Pero Jerusalén es carnal, y el humilde Nazareno
no ha lisongeado su orgullo. Sus prodigios eran brillantes, la
sabiduría y la autoridad de sus discursos sin igual en el presente ni en
el pasado, su bondad y su misericordia superiores aún a las miserias
del hombre: Israel no ha visto nada, no ha oído nada, no ha comprendido
nada; no se ha acordado de nada. Su destino está, ¡ay! fijado en este
momento y él mismo es su autor. Daniel lo declaró hace cinco siglos: "El
pueblo que le renegare no será más su pueblo." (Dan., IX, 26.) Que se
apresuren pues, a recurrir a Él, los que no quieran ser sepultados en
las más afrentosa ruina que jamás aterró al mundo.
EL CASTIGO DE JERUSALÉN.
— Una pesada atmósfera oprime la capital deicida. Gritaron: "¡Que su
sangre caiga sobre nosotros y sobre nuestros hijos!" Esta sangre está
sobre Jerusalén como una nube vengadora. Pasados cuarenta años brillarán
los rayos que ella oculta. Habrá carnicería, incendio, destrucción, y
"una desolación que durará hasta el fin". (Dan.) En su ceguera,
Jerusalén, que sabe que los tiempos se han cumplido, va a convertirse en
un foco de sediciones. Aventureros proclamándose sucesivamente el
Mesías, agitarán la nación judía, hasta que por fin Roma se mueva, y
envíe sus legiones para extinguir con ríos de sangre la hoguera de la
revolución; e Israel, expulsado de su patria irá errante, como Caín, por
toda la tierra.
¡Oh! ¡lástima que no reconozcan a quien ellos
negaron y que les aguarda aún! ¿por qué pasan sin remordimientos cerca
de esta tumba vacía que protesta contra ellos? ¿no pidieron que fuera
vertida la sangre inocente? Este primer crimen, fruto de su orgullo,
pide retractación y entonces el perdón descenderá sobre ellos. Mas si
persisten en sostenerlo, todo está perdido; la ceguera será en adelante
su castigo. Se agitarán en las tinieblas y rodarán hasta el fondo del
abismo. Los ecos del Bethphagé y del monte de los Olivos no han tenido
tiempo de olvidar el grito de triunfo que repetían hace pocos días:
"¡Hosanna al hijo de David!" Trata, oh Israel pues aún es tiempo, de
hacer oír de nuevo esta legítima aclamación.
Las horas corren; la solemnidad de Pentecostés
se abrirá pronto.
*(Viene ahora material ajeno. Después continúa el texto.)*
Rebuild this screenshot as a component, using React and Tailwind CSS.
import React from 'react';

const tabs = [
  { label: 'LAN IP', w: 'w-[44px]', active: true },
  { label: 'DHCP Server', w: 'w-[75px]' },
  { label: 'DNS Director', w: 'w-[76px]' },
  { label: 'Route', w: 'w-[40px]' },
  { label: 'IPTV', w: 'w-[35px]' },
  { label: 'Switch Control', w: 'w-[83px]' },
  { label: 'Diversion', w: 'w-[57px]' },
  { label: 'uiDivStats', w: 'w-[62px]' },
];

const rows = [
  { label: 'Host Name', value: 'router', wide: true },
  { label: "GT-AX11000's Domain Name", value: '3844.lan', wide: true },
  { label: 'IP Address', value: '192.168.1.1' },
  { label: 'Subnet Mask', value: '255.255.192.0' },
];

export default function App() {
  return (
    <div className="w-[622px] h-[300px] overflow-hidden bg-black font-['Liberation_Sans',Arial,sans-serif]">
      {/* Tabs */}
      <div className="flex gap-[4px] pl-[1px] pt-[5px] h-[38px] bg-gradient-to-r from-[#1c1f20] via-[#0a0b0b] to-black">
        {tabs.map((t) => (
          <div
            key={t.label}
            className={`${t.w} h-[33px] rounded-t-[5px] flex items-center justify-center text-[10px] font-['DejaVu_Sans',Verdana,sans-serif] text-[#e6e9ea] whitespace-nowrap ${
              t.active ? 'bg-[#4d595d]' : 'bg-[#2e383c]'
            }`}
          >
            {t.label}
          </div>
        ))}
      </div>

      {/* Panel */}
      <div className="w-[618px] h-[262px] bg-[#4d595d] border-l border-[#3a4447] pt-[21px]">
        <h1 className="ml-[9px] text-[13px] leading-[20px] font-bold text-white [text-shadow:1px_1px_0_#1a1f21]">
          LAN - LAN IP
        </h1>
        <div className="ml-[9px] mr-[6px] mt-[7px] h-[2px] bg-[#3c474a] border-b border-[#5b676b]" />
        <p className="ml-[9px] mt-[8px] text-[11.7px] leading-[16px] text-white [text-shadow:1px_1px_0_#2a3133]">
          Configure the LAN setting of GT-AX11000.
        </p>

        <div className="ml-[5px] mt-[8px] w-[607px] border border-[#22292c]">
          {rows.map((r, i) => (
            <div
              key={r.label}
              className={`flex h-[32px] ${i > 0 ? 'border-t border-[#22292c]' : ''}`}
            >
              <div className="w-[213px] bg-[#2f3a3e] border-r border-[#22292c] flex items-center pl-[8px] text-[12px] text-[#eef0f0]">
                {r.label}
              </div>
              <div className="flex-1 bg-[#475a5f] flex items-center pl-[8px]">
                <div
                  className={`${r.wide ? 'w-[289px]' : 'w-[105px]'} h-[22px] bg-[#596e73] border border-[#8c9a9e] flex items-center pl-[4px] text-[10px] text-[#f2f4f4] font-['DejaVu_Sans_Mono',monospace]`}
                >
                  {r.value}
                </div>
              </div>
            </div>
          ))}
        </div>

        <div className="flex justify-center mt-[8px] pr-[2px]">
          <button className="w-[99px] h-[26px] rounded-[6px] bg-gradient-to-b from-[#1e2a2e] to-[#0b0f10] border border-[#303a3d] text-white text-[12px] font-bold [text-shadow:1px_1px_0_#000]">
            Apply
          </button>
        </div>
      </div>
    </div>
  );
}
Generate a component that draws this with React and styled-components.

La ley del hijo de David debe ser promulgada en este
día en que la abrogación de la ley de Moisés ya estéril debe publicarse.
En este día, sentirás dos pueblos en tu seno: el uno corto en número,
mas llamado a conquistar a todas las naciones al verdadero Dios, se
inclinará con amor y arrepentimiento ante el hijo de David crucificado y
resucitado; el otro, soberbio y desdeñoso, no proferirá más que
blasfemias contra el Mesías, y merecerá por su ingratitud servir para
siempre de ejemplo a cualquiera que endurezca voluntariamente su
corazón. Niega aún hoy la resurrección de su víctima; pero el castigo
que pesa sobre él hasta el fin de los siglos muestra bastante que el
brazo vengador que se siente allí es un brazo divino, el brazo del Dios
veraz cuyos anatemas son infalibles.